All that adds up to a hell of a lot to get over at just the start of a long, gruelling season.

Had they lost yesterday, something that looked likely when Hohaia bombed an early try and the Roosters pecked them apart to the tune of a 16-0 half-time lead, there's no guarantee the Warriors would have bounced back at all.

Instead, thanks to another vital intervention from the mercurial Jones, a recovery looks distinctly possible.

The biggest thing in their favour is that, having taken a heap of lumps already, they should get stronger as the season goes on.

The key to winning the NRL is firstly to be in the playoffs. From there, sides need to be in form and as close as possible to full strength. Nothing that has happened so far to Warriors - save the loss of Tate - should prevent that from happening.

The flipside of that is nothing they've yet done suggests it will happen. They aren't dominating opponents; they make too many errors and they are predictable on attack.

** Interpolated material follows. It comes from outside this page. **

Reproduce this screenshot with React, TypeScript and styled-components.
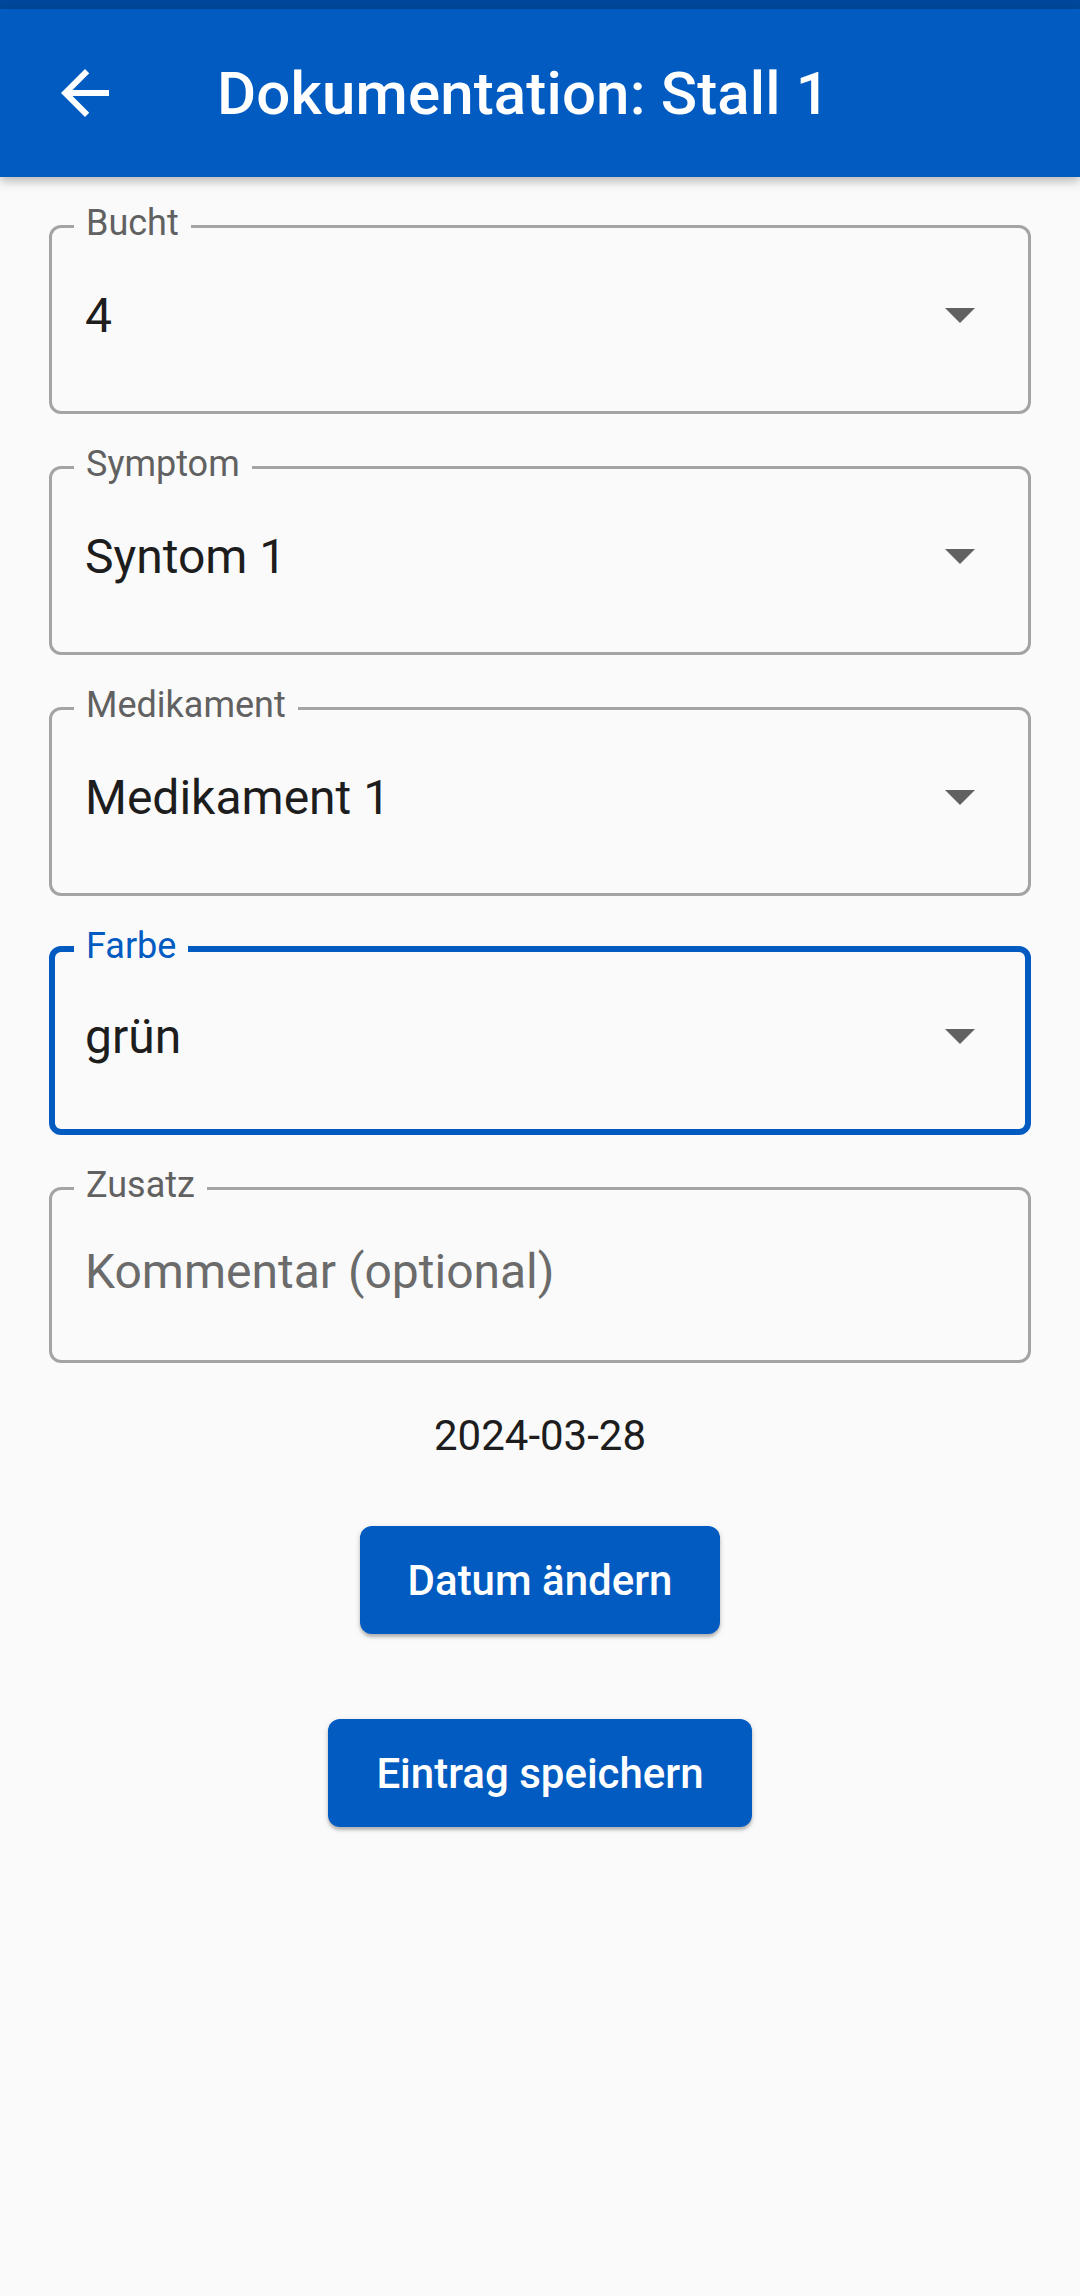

And they are only ever an injury or two away from being well off the pace.

The one thing this year's team has shown is plenty of heart, and it seems doubtful they will ever be boring.

One of the more amusing football chants was sung by rival fans at Rangers matches after it became public knowledge that goalkeeper Andy Goram was receiving treatment for a mild form of schizophrenia. "There's only two Andy Gorams," the fans famously sang.
Right now it's unclear just how many Warriors teams there are. Instead of wondering which team will turn up for each match, it seems Warriors fans better get used to pondering which team will front for each and every set of six.

Weekend winner

Missing the cricket already? Fear not. The IPL, South Africa style, is up and running. The Kiwis have been slow to make an impression, with Jesse Ryder and Ross Taylor making first and second ball ducks in their opening match for the Bangalore Royal Challengers, and Jacob Oram making just 8 for the Chennai Super Kings. The Kiwi trio get another chance tonight, though, when their teams face off in Port Elizabeth. Set the alarm for 2.20am tomorrow.

What to watch

They may have done it the hard way and left their fans badly in need of a blood pressure check, but the Warriors got the job done. If they do go on to great things this season, they might just look back at this victory over the Roosters as the starting point.

Fair play, too, to the bloke with one leg who beat me in the 750m version of the King of the Bays. You may be an inspiration to many, but I'm still going to take you next year.